Not because I'm clever. Because I'm the sort of person who has a grid-frequency meter in a cupboard on Dartmoor.

It's not a special meter — it's the energy monitor that came with my solar-and-battery setup, sitting on the wall next to the fuse box, quietly logging the frequency of the national grid every minute of every day. And grid frequency is the one number a person in a cupboard can hold the whole country to account with. On a synchronous AC grid, frequency is the same everywhere at once: the reading on my wall in Devon is, to a rounding error, the reading in the National Energy System Operator's control room 150-odd miles away. If NESO's official record said one thing and my meter said another, that would be a story.

So when the shadow energy secretary told Parliament that a whistleblower inside NESO had described managers keeping decisions off the books, and that the grid on 23 June had been less secure than the official version admitted, I had — unusually — the means to mark their homework. Both of them.

I went looking for a cover-up. I found something more interesting, and in the end more damning: the establishment's data was honest, the grid held — and the reason it held is the scandal nobody is shouting about.

What the meter saw

Here is 23 June on my meter, set against every other evening that month.

What my meter saw: the 23 June evening trace, and the daily minimum for every day of the month with 23 June the lowest

It's the worst-looking evening of the lot. From about ten to seven the frequency sags and stays sagged, wandering below the 49.8 Hz line that NESO treats as its operational floor, and around eight o'clock it touches what my meter reads as 49.6 — the lowest point of the entire month. If you wanted a picture to accompany the words "the grid was in trouble and they didn't tell you," this is it.

For about a day, I thought I had one.

The twist

The honest thing to do with a suspicious-looking home measurement is to check it against the professionals'. NESO's second-by-second data doesn't publish until a month after the event, but Elexon — the market's referee — carries the same official frequency at 15-second resolution, and it is available. (It's also, as it happens, exactly the source the energy analyst Kathryn Porter used for her own well-aired critique of that evening. Hold that thought.)

So I overlaid the two.

My meter versus the official NESO record: the two traces track each other closely, correlation 0.977, both bottoming around 8pm at a true minimum of 49.66 Hz

They agree. Not roughly — a correlation of 0.977, the same shape, both bottoming at the same minute around eight o'clock. My cupboard genuinely tracked the national grid. But the official curve is a little kinder than mine: the true minimum wasn't 49.6, it was 49.656 Hz — a real dip, but one that stayed clear of the 49.5 Hz statutory floor and miles from the 49.2 Hz at which the grid automatically starts shedding load. My meter reads about 0.05 Hz low, and because it reports in coarse tenths, it over-states how long frequency spent under each threshold. My eye-catching impression that it sat under 49.7 Hz for the best part of an hour? Below that line the true figure is nearer two minutes.

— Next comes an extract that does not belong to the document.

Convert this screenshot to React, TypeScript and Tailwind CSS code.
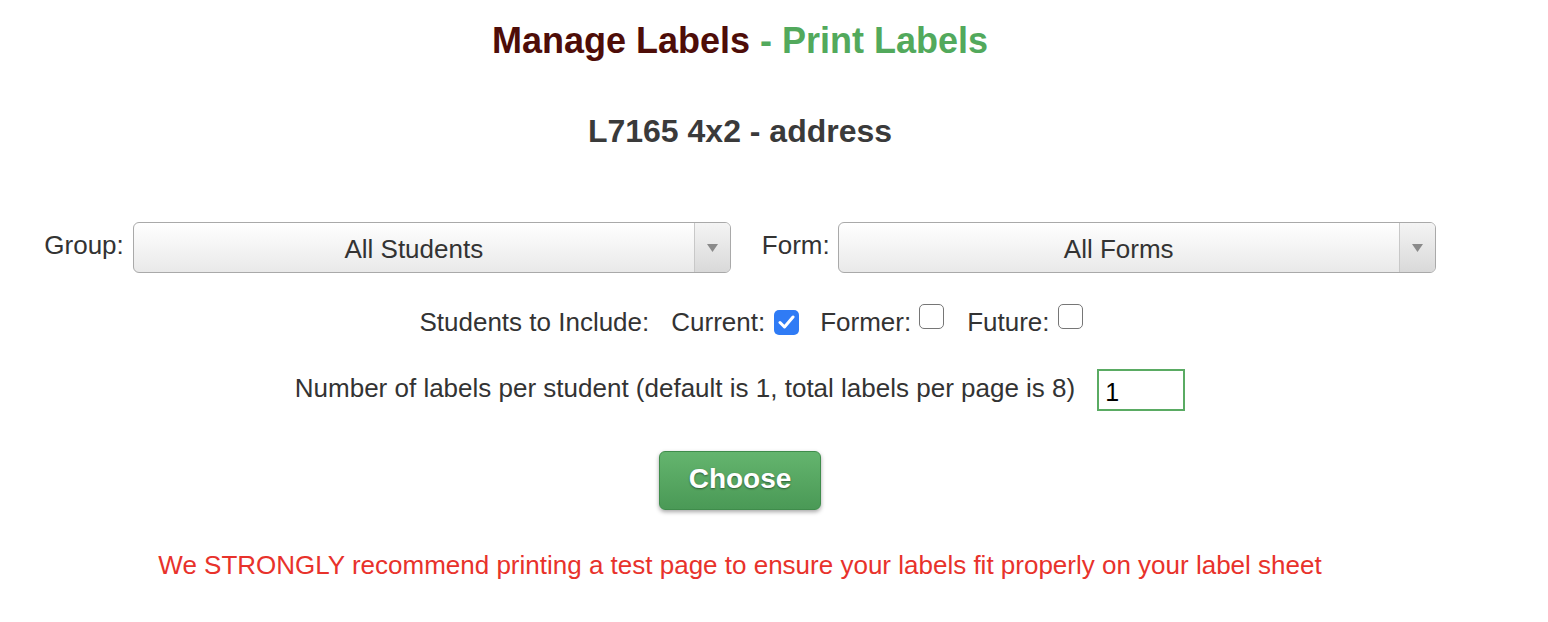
import React from 'react'

function Select({ value }: { value: string }) {
  return (
    <div className="flex h-[51px] w-[598px] rounded-[6px] border border-[#a9a9a9] bg-gradient-to-b from-white to-[#e9e9e9] overflow-hidden">
      <div className="flex flex-1 items-center justify-center text-[26px] text-[#333] pt-[4px]">{value}</div>
      <div className="flex w-[36px] items-center justify-center border-l border-[#c8c8c8] bg-gradient-to-b from-[#f4f4f4] to-[#d9d9d9]">
        <svg width="11" height="8" viewBox="0 0 11 8"><path d="M0 0h11L5.5 8z" fill="#8a8a8a" /></svg>
      </div>
    </div>
  )
}

function Check({ checked = false }: { checked?: boolean }) {
  return checked ? (
    <span className="inline-flex h-[25px] w-[25px] items-center justify-center rounded-[5px] bg-[#2f7bf5]">
      <svg width="17" height="14" viewBox="0 0 17 14"><path d="M2 7.5l4.5 4.5L15 2" stroke="white" strokeWidth="3" fill="none" strokeLinecap="round" strokeLinejoin="round" /></svg>
    </span>
  ) : (
    <span className="inline-block h-[25px] w-[25px] rounded-[5px] border-[1.5px] border-[#767676] bg-white" />
  )
}

export default function App() {
  return (
    <div className="w-[1480px] bg-white text-[#333] font-['Liberation_Sans',Arial,sans-serif]">
      <div className="flex flex-col items-center pt-[20px]">
        <h1 className="text-[36px] leading-[41px] font-bold">
          <span className="text-[#4e0d08]">Manage Labels</span>
          <span className="text-[#52a95c]"> - Print Labels</span>
        </h1>
        <h2 className="mt-[52px] text-[32px] leading-[36px] font-bold text-[#3a3a3a]">L7165 4x2 - address</h2>

        <div className="mt-[73px] flex items-center">
          <span className="text-[26px] mr-[9px] -mt-[4px]">Group:</span>
          <Select value="All Students" />
          <span className="text-[26px] ml-[31px] mr-[8px] -mt-[4px]">Form:</span>
          <Select value="All Forms" />
        </div>

        <div className="mt-[33px] flex items-center pl-[22px] text-[26px] leading-[32px]">
          <span className="mr-[22px]">Students to Include:</span>
          <span className="mr-[9px]">Current:</span>
          <span className="-mt-[4px]"><Check checked /></span>
          <span className="ml-[21px] mr-[8px]">Former:</span>
          <span className="-mt-[4px]"><Check /></span>
          <span className="ml-[23px] mr-[8px]">Future:</span>
          <span className="-mt-[4px]"><Check /></span>
        </div>

        <div className="mt-[31px] flex items-center">
          <span className="text-[26px] mr-[22px] -mt-[3px]">Number of labels per student (default is 1, total labels per page is 8)</span>
          <div className="flex h-[42px] w-[88px] items-center border-2 border-[#5aab63] pl-[6px] pt-[6px] text-[25px] text-black">1</div>
        </div>

        <button className="mt-[40px] h-[59px] w-[162px] rounded-[6px] border border-[#3f8c4b] bg-gradient-to-b from-[#64b56e] to-[#4a9956] pb-[3px] text-[28px] font-bold text-white shadow-[0_2px_4px_rgba(0,0,0,0.35)] [text-shadow:0_1px_2px_rgba(0,0,0,0.45)]">
          Choose
        </button>

        <p className="mt-[36px] text-[26px] text-[#e8322b]">We STRONGLY recommend printing a test page to ensure your labels fit properly on your label sheet</p>
      </div>
      <div className="h-[40px]" />
    </div>
  )
}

Which is a small humiliation with a large lesson. A £100 meter in a cupboard can tell you, remarkably well, when the grid wobbled and what shape the wobble was. It cannot tell you it breached a limit it didn't breach. The frequency is not the scandal. If anything, my amateur kit made the evening look worse than the professionals' did — the opposite of a cover-up.

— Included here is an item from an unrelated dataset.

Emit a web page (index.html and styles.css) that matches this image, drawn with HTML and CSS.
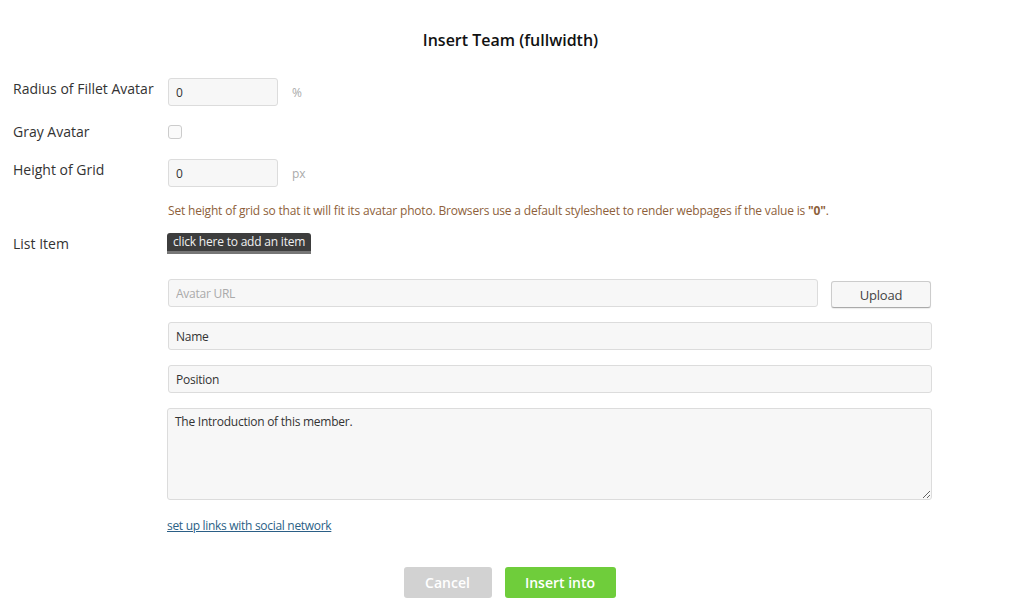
FILE: index.html
```html
<!DOCTYPE html>
<html>
<head>
<meta charset="utf-8">
<link rel="stylesheet" href="styles.css">
</head>
<body>
<div class="dialog">
  <h1 class="title">Insert Team (fullwidth)</h1>
  <div class="form">
    <div class="row row-radius">
      <label class="label">Radius of Fillet Avatar</label>
      <div class="field">
        <div class="inline">
          <input class="input small" type="text" value="0">
          <span class="unit">%</span>
        </div>
      </div>
    </div>
    <div class="row row-gray">
      <label class="label">Gray Avatar</label>
      <div class="field">
        <span class="checkbox"></span>
      </div>
    </div>
    <div class="row row-height">
      <label class="label">Height of Grid</label>
      <div class="field">
        <div class="inline">
          <input class="input small" type="text" value="0">
          <span class="unit">px</span>
        </div>
        <p class="help">Set height of grid so that it will fit its avatar photo. Browsers use a default stylesheet to render webpages if the value is <b>"0"</b>.</p>
      </div>
    </div>
    <div class="row row-list">
      <label class="label">List Item</label>
      <div class="field">
        <button class="add-btn" type="button">click here to add an item</button>
        <div class="item">
          <div class="url-row">
            <input class="input wide" type="text" placeholder="Avatar URL">
            <button class="upload" type="button">Upload</button>
          </div>
          <input class="input full" type="text" value="Name">
          <input class="input full" type="text" value="Position">
          <textarea class="textarea">The Introduction of this member.</textarea>
          <a class="social" href="#">set up links with social network</a>
        </div>
      </div>
    </div>
  </div>
  <div class="actions">
    <button class="btn cancel" type="button">Cancel</button>
    <button class="btn insert" type="button">Insert into</button>
  </div>
</div>
</body>
</html>
```
FILE: styles.css
```css
* { box-sizing: border-box; }
html, body { margin: 0; padding: 0; background: #fff; }
body {
  font-family: "Open Sans", "Liberation Sans", sans-serif;
  color: #333;
  width: 1012px;
  height: 607px;
  overflow: hidden;
}
.dialog { padding: 29px 13px 0 13px; }
.title {
  margin: 0;
  padding-left: 9px;
  text-align: center;
  font-size: 16px;
  font-weight: 600;
  color: #111;
  line-height: 22px;
}
.form { margin-top: 27px; }
.row {
  display: grid;
  grid-template-columns: 154px 1fr;
}
.label {
  font-size: 14px;
  line-height: 20px;
  color: #333;
  padding-top: 1px;
}
.inline { display: flex; align-items: center; }
.input {
  display: block;
  height: 28px;
  border: 1px solid #dcdcdc;
  border-radius: 3px;
  background: #f7f7f7;
  font-family: "Open Sans", "Liberation Sans", sans-serif;
  font-size: 12px;
  letter-spacing: -0.25px;
  color: #333;
  padding: 0 7px;
  outline: none;
}
.input::placeholder { color: #aaa; }
.small { width: 110px; margin-left: 1px; }
.unit { font-size: 12px; color: #aaa; margin-left: 14px; }
.row-gray { margin-top: 15px; }
.checkbox {
  display: block;
  width: 14px;
  height: 14px;
  border: 1px solid #ccc;
  border-radius: 3px;
  background: #fafafa;
  margin: 4px 0 0 1px;
}
.row-height { margin-top: 17px; }
.help {
  margin: 16px 0 0 1px;
  font-size: 12px;
  letter-spacing: -0.18px;
  line-height: 16px;
  color: #8e5f3b;
}
.help b { font-weight: 700; }
.row-list { margin-top: 14px; }
.row-list .label { padding-top: 1px; }
.add-btn {
  display: block;
  height: 21px;
  padding: 0 6px;
  border: 0;
  border-bottom: 3px solid #777;
  border-radius: 3px 3px 0 0;
  background: #3d3d3d;
  color: #f0f0f0;
  font-family: "Open Sans", "Liberation Sans", sans-serif;
  font-size: 12px;
  letter-spacing: -0.2px;
  line-height: 18px;
  cursor: pointer;
}
.item {
  margin-top: 25px;
  width: 765px;
  display: flex;
  flex-direction: column;
  gap: 15px;
}
.url-row { display: flex; align-items: flex-start; gap: 13px; margin-left: 1px; height: 28px; }
.wide { width: 650px; }
.upload {
  width: 100px;
  height: 27px;
  margin-top: 2px;
  border: 1px solid #ccc;
  border-bottom-color: #aaa;
  border-radius: 3px;
  background: #f7f7f7;
  font-family: "Open Sans", "Liberation Sans", sans-serif;
  font-size: 13px;
  letter-spacing: -0.2px;
  color: #444;
  box-shadow: 0 1px 1px rgba(0,0,0,0.08);
}
.full { width: 764px; margin-left: 1px; }
.textarea {
  display: block;
  width: 765px;
  height: 92px;
  border: 1px solid #dcdcdc;
  border-radius: 3px;
  background: #f7f7f7;
  font-family: "Open Sans", "Liberation Sans", sans-serif;
  font-size: 12px;
  letter-spacing: -0.25px;
  line-height: 16px;
  color: #333;
  padding: 5px 7px;
  resize: both;
  outline: none;
}
.social {
  margin-top: 2px;
  font-size: 12px;
  letter-spacing: -0.3px;
  color: #2b5f86;
  text-decoration: underline;
  align-self: flex-start;
}
.actions {
  display: flex;
  justify-content: center;
  gap: 13px;
  margin-top: 33px;
  padding-left: 7px;
}
.btn {
  height: 31px;
  border: 0;
  border-radius: 3px;
  color: #fff;
  font-family: "Open Sans", "Liberation Sans", sans-serif;
  font-size: 14px;
  font-weight: 600;
  cursor: pointer;
}
.cancel { width: 88px; background: #d2d2d2; }
.insert { width: 111px; background: #6fcd3b; }
```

So which side do you take?

You can't answer that until you're precise about what Coutinho actually alleged, because most of the coverage wasn't. She made two specific claims. First, that NESO managers told staff to work in "live documents with no version history," creating no permanent audit trail — to keep records from being preserved for Freedom of Information requests. Second, that NESO's corporate affairs team interfered in control-room decisions to protect the organisation's reputation. She's referred it to the Information Commissioner in a 7 July letter. NESO denies it; the energy minister, Michael Shanks, called it "scaremongering."

Here's the thing readers need and the shouting obscures: those are claims about NESO's internal records and motives, not its published data. So my meter — and every public dataset — can settle some of this cleanly and is simply blind to the rest.